* Start Records supplied *

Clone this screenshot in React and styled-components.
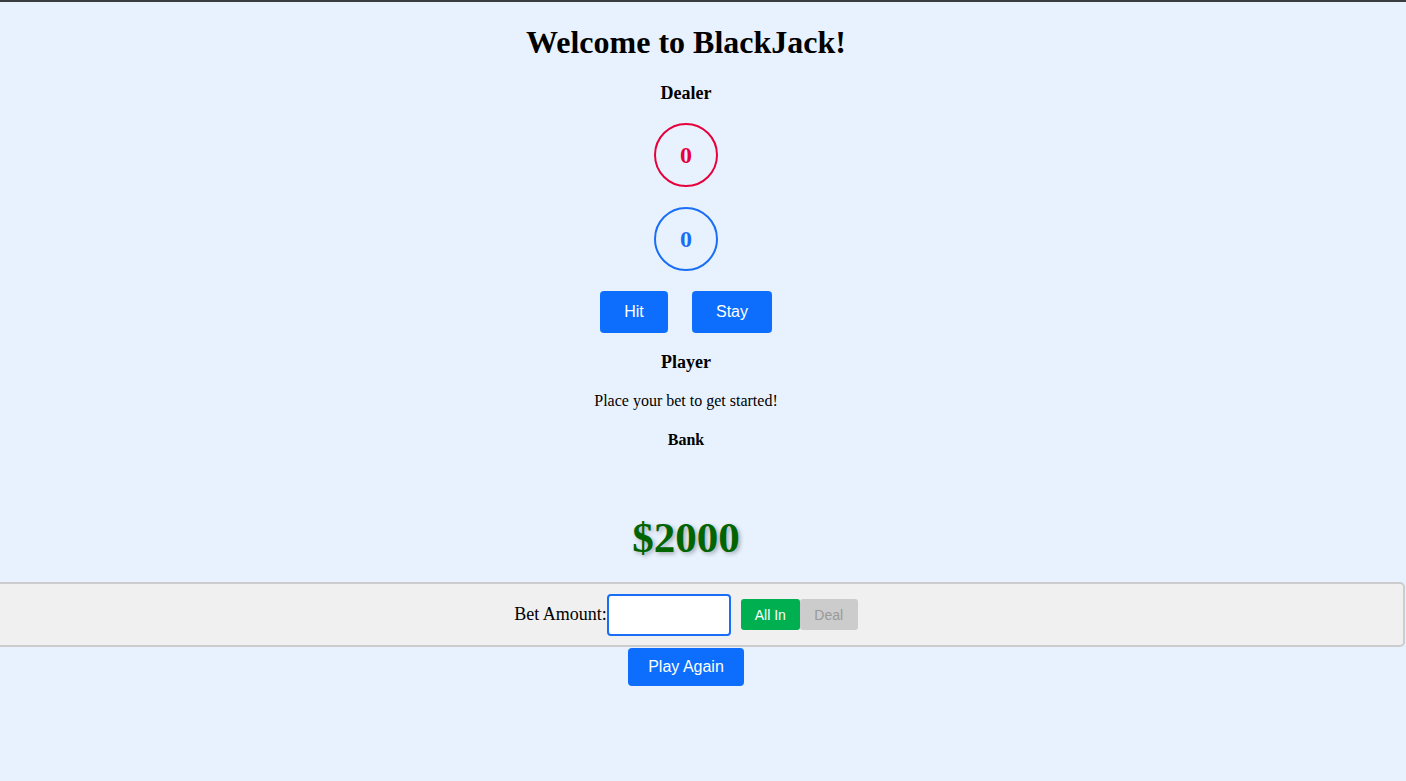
import React from 'react'
import styled, { createGlobalStyle } from 'styled-components'

const GlobalStyle = createGlobalStyle`
    html, body {
        margin: 0;
        padding: 0;
        background-color: #e8f2fe;
        font-family: "Liberation Serif", "Times New Roman", serif;
        overflow-x: hidden;
    }
    body {
        border-top: 2px solid #3b3d40;
        min-height: 779px;
    }
`

const Page = styled.div`
    display: flex;
    flex-direction: column;
    align-items: center;
    text-align: center;
    padding-right: 34px;
`

const Title = styled.h1`
    font-size: 32px;
    line-height: 37px;
    margin: 22px 0 0;
`

const Heading = styled.h3`
    font-size: 18px;
    line-height: 21px;
    margin: ${(p) => p.$top}px 0 0;
`

const Score = styled.div`
    box-sizing: border-box;
    width: 64px;
    height: 64px;
    margin-top: ${(p) => p.$top}px;
    border-radius: 50%;
    border: 2px solid ${(p) => p.$color};
    color: ${(p) => p.$color};
    display: flex;
    align-items: center;
    justify-content: center;
    font-size: 24px;
    font-weight: bold;
`

const Controls = styled.div`
    display: flex;
    gap: 24px;
    margin-top: 20px;
`

const Button = styled.button`
    width: ${(p) => p.$width}px;
    height: ${(p) => p.$height || 42}px;
    margin-top: ${(p) => p.$top || 0}px;
    padding: 0;
    border: 0;
    border-radius: 4px;
    background-color: #0d6efd;
    color: white;
    font-family: "Liberation Sans", Arial, sans-serif;
    font-size: 16px;
    cursor: pointer;
`

const Message = styled.p`
    font-size: 16px;
    line-height: 18px;
    margin: 19.5px 0 0;
`

const BankLabel = styled.h4`
    font-size: 16px;
    line-height: 18px;
    margin: 21px 0 0;
`

const Bank = styled.div`
    font-size: 43px;
    line-height: 50px;
    font-weight: bold;
    color: #006400;
    text-shadow: 2px 2px 4px rgba(0, 0, 0, 0.3);
    margin-top: 64px;
`

const BetBar = styled.form`
    box-sizing: border-box;
    align-self: stretch;
    height: 65px;
    margin: 19px -33px 0;
    background-color: #f0f0f0;
    border: 2px solid #cccccc;
    border-radius: 5px;
    display: flex;
    align-items: center;
    justify-content: center;
`

const BetLabel = styled.label`
    font-size: 18px;
`

const BetInput = styled.input`
    box-sizing: border-box;
    width: 124px;
    height: 42px;
    border: 2px solid #1a6ef5;
    border-radius: 4px;
    outline: 0;
    background: white;
    margin-right: 10px;
`

const SmallButton = styled.button`
    height: 31px;
    width: ${(p) => p.$width}px;
    padding: 0;
    border: 0;
    border-radius: 3px;
    background-color: ${(p) => p.$bg};
    color: ${(p) => p.$fg};
    font-family: "Liberation Sans", Arial, sans-serif;
    font-size: 14px;
`

export default function App() {
    return (
        <>
            <GlobalStyle />
            <Page>
                <Title>Welcome to BlackJack!</Title>
                <Heading $top={22}>Dealer</Heading>
                <Score $top={19} $color="#e6003c">0</Score>
                <Score $top={20} $color="#1a6ef5">0</Score>
                <Controls>
                    <Button $width={68}>Hit</Button>
                    <Button $width={80}>Stay</Button>
                </Controls>
                <Heading $top={18.5}>Player</Heading>
                <Message>Place your bet to get started!</Message>
                <BankLabel>Bank</BankLabel>
                <Bank>$2000</Bank>
                <BetBar onSubmit={(e) => e.preventDefault()}>
                    <BetLabel htmlFor="bet">Bet Amount:</BetLabel>
                    <BetInput id="bet" type="number" />
                    <SmallButton type="button" $width={59} $bg="#00b050" $fg="white">All In</SmallButton>
                    <SmallButton type="button" $width={58} $bg="#cccccc" $fg="#999999">Deal</SmallButton>
                </BetBar>
                <Button $width={116} $height={38} $top={1}>Play Again</Button>
            </Page>
        </>
    )
}
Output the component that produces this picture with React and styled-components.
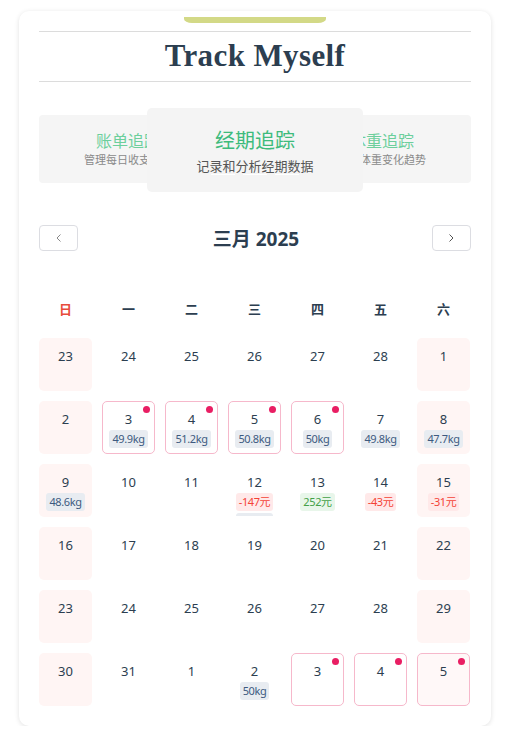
import React from 'react';
import styled, { createGlobalStyle, css } from 'styled-components';

const GlobalStyle = createGlobalStyle`
  * { box-sizing: border-box; }
  body {
    margin: 0;
    background: #ffffff;
    font-family: "Noto Sans", "Noto Sans CJK SC", sans-serif;
    color: #2c3e50;
  }
`;

const weekdays = ['日', '一', '二', '三', '四', '五', '六'];

// tags: w = weight, in = income, out = expense, bar = clipped overflow strip
const days = [
  { d: 23 }, { d: 24 }, { d: 25 }, { d: 26 }, { d: 27 }, { d: 28 }, { d: 1 },
  { d: 2 }, { d: 3, p: true, tags: [['w', '49.9kg']] }, { d: 4, p: true, tags: [['w', '51.2kg']] },
  { d: 5, p: true, tags: [['w', '50.8kg']] }, { d: 6, p: true, tags: [['w', '50kg']] },
  { d: 7, tags: [['w', '49.8kg']] }, { d: 8, tags: [['w', '47.7kg']] },
  { d: 9, tags: [['w', '48.6kg']] }, { d: 10 }, { d: 11 },
  { d: 12, tags: [['out', '-147元'], ['bar', '']] }, { d: 13, tags: [['in', '252元']] },
  { d: 14, tags: [['out', '-43元']] }, { d: 15, tags: [['out', '-31元']] },
  { d: 16 }, { d: 17 }, { d: 18 }, { d: 19 }, { d: 20 }, { d: 21 }, { d: 22 },
  { d: 23 }, { d: 24 }, { d: 25 }, { d: 26 }, { d: 27 }, { d: 28 }, { d: 29 },
  { d: 30 }, { d: 31 }, { d: 1 }, { d: 2, tags: [['w', '50kg']] },
  { d: 3, p: true }, { d: 4, p: true }, { d: 5, p: true },
];

const App = () => {
  return (
    <>
      <GlobalStyle />
      <Card>
        <TopBar />
        <Rule />
        <Title>Track Myself</Title>
        <Rule />

        <Carousel>
          <SideSlide $left>
            <SlideTitle>账单追踪</SlideTitle>
            <SlideText>管理每日收支情况</SlideText>
          </SideSlide>
          <SideSlide>
            <SlideTitle>体重追踪</SlideTitle>
            <SlideText>记录体重变化趋势</SlideText>
          </SideSlide>
          <MainSlide>
            <MainTitle>经期追踪</MainTitle>
            <MainText>记录和分析经期数据</MainText>
            <Dots>
              <Dot /><Dot /><Dot />
            </Dots>
          </MainSlide>
        </Carousel>

        <Nav>
          <NavButton aria-label="prev">
            <svg width="10" height="10" viewBox="0 0 10 10"><path d="M6.5 1.5 3 5l3.5 3.5" fill="none" stroke="#888" strokeWidth="1" /></svg>
          </NavButton>
          <Month>三月 2025</Month>
          <NavButton aria-label="next">
            <svg width="10" height="10" viewBox="0 0 10 10"><path d="M3.5 1.5 7 5 3.5 8.5" fill="none" stroke="#555" strokeWidth="1" /></svg>
          </NavButton>
        </Nav>

        <WeekRow>
          {weekdays.map((w, i) => (
            <WeekDay key={w} $sun={i === 0}>{w}</WeekDay>
          ))}
        </WeekRow>

        <Grid>
          {days.map((day, i) => {
            const col = i % 7;
            return (
              <Cell key={i} $weekend={col === 0 || col === 6} $period={day.p}>
                {day.p && <PeriodDot />}
                <DayNum>{day.d}</DayNum>
                {day.tags && day.tags.map(([kind, text], j) => (
                  <Tag key={j} $kind={kind}>{text}</Tag>
                ))}
              </Cell>
            );
          })}
        </Grid>
      </Card>
    </>
  );
};

export default App;

const Card = styled.div`
  width: 472px;
  margin: 11px 0 0 19px;
  padding: 6px 20px 20px;
  background: #fff;
  border-radius: 10px;
  box-shadow: 0 1px 5px rgba(0, 0, 0, 0.12);
`;

const TopBar = styled.div`
  width: 142px;
  height: 6px;
  margin: 0 auto;
  background: #d3d987;
  border-radius: 0 0 8px 8px / 0 0 4px 4px;
`;

const Rule = styled.div`
  height: 1px;
  background: #dcdcdc;
  margin-top: 8px;
`;

const Title = styled.h1`
  margin: 0;
  height: 49px;
  line-height: 47px;
  text-align: center;
  font-family: "Liberation Serif", serif;
  font-size: 31px;
  font-weight: bold;
  color: #2c3e50;
  letter-spacing: 0.4px;

  & + ${Rule} { margin-top: 0; }
`;

const Carousel = styled.div`
  position: relative;
  height: 84px;
  margin-top: 26px;
`;

const slideText = css`
  display: block;
  text-align: center;
  white-space: nowrap;
  font-family: "Noto Sans CJK SC", sans-serif;
`;

const SideSlide = styled.div`
  position: absolute;
  top: 7px;
  ${p => (p.$left ? 'left: 0;' : 'right: 0;')}
  width: 178px;
  height: 68px;
  background: #f5f5f5;
  border-radius: 4px;
  padding-top: 14px;
`;

const SlideTitle = styled.span`
  ${slideText}
  font-size: 16px;
  line-height: 22px;
  color: #6ccf9c;
`;

const SlideText = styled.span`
  ${slideText}
  font-size: 11px;
  line-height: 16px;
  color: #8a8a8a;
`;

const MainSlide = styled.div`
  position: absolute;
  top: 0;
  left: 108px;
  width: 216px;
  height: 84px;
  background: #f4f4f4;
  border-radius: 5px;
  padding-top: 19px;
  z-index: 2;
`;

const MainTitle = styled.span`
  ${slideText}
  font-size: 20px;
  line-height: 26px;
  color: #3dbb7c;
`;

const MainText = styled.span`
  ${slideText}
  font-size: 13px;
  line-height: 20px;
  margin-top: 3px;
  color: #555;
`;

const Dots = styled.div`
  display: flex;
  justify-content: center;
  gap: 8px;
  margin-top: -2px;
`;

const Dot = styled.span`
  width: 24px;
  height: 1px;
  background: #fff;
`;

const Nav = styled.div`
  display: flex;
  align-items: center;
  justify-content: space-between;
  margin-top: 33px;
  height: 26px;
`;

const NavButton = styled.button`
  width: 39px;
  height: 26px;
  display: flex;
  align-items: center;
  justify-content: center;
  padding: 0;
  background: #fff;
  border: 1px solid #dcdde2;
  border-radius: 4px;
`;

const Month = styled.div`
  font-family: "Noto Sans", "Noto Sans CJK SC", sans-serif;
  font-size: 19px;
  font-weight: 700;
  color: #2c3e50;
  margin-left: 2px;
`;

const WeekRow = styled.div`
  display: grid;
  grid-template-columns: repeat(7, 53px);
  column-gap: 10px;
  margin-top: 48px;
  height: 20px;
`;

const WeekDay = styled.div`
  text-align: center;
  font-family: "Noto Sans CJK SC", sans-serif;
  font-size: 13px;
  line-height: 20px;
  font-weight: 700;
  color: ${p => (p.$sun ? '#e74c3c' : '#2c3e50')};
`;

const Grid = styled.div`
  display: grid;
  grid-template-columns: repeat(7, 53px);
  grid-auto-rows: 53px;
  gap: 10px;
  margin-top: 19px;
`;

const Cell = styled.div`
  position: relative;
  display: flex;
  flex-direction: column;
  align-items: center;
  gap: 2px;
  padding-top: 8px;
  overflow: hidden;
  border-radius: 5px;
  background: ${p => (p.$weekend ? '#fff5f4' : '#fff')};
  border: 1px solid ${p => (p.$period ? '#f6b8cb' : 'transparent')};
  ${p => p.$period && p.$weekend && 'background: #fff8f8;'}
`;

const PeriodDot = styled.span`
  position: absolute;
  top: 4px;
  right: 4px;
  width: 7px;
  height: 7px;
  border-radius: 50%;
  background: #e91e63;
`;

const DayNum = styled.span`
  font-size: 13px;
  line-height: 18px;
  color: #2c3e50;
`;

const tagColors = {
  w: ['#e8ecf1', '#3d5a80'],
  bar: ['#e8ecf1', '#3d5a80'],
  in: ['#e8f6ea', '#43a047'],
  out: ['#ffe9e9', '#f44336'],
};

const Tag = styled.span`
  flex-shrink: 0;
  height: 18px;
  line-height: 18px;
  padding: 0 3px;
  border-radius: 3px;
  font-family: "Noto Sans", "Noto Sans CJK SC", sans-serif;
  font-size: 11px;
  letter-spacing: -0.4px;
  background: ${p => tagColors[p.$kind][0]};
  color: ${p => tagColors[p.$kind][1]};
  ${p => p.$kind === 'bar' && 'width: 37px;'}
`;
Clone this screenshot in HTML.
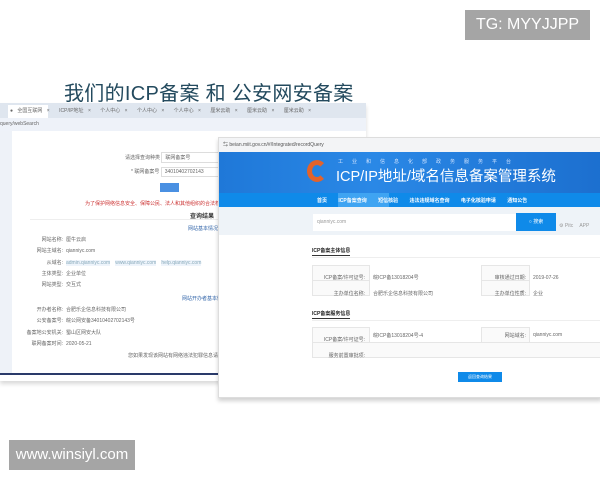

* End Records supplied *

Identify all lines where the word "React" shows up. Copy them.

Clone this screenshot in React and styled-components.
import React from 'react'
Output the component that produces this picture with React and styled-components.
import React from 'react';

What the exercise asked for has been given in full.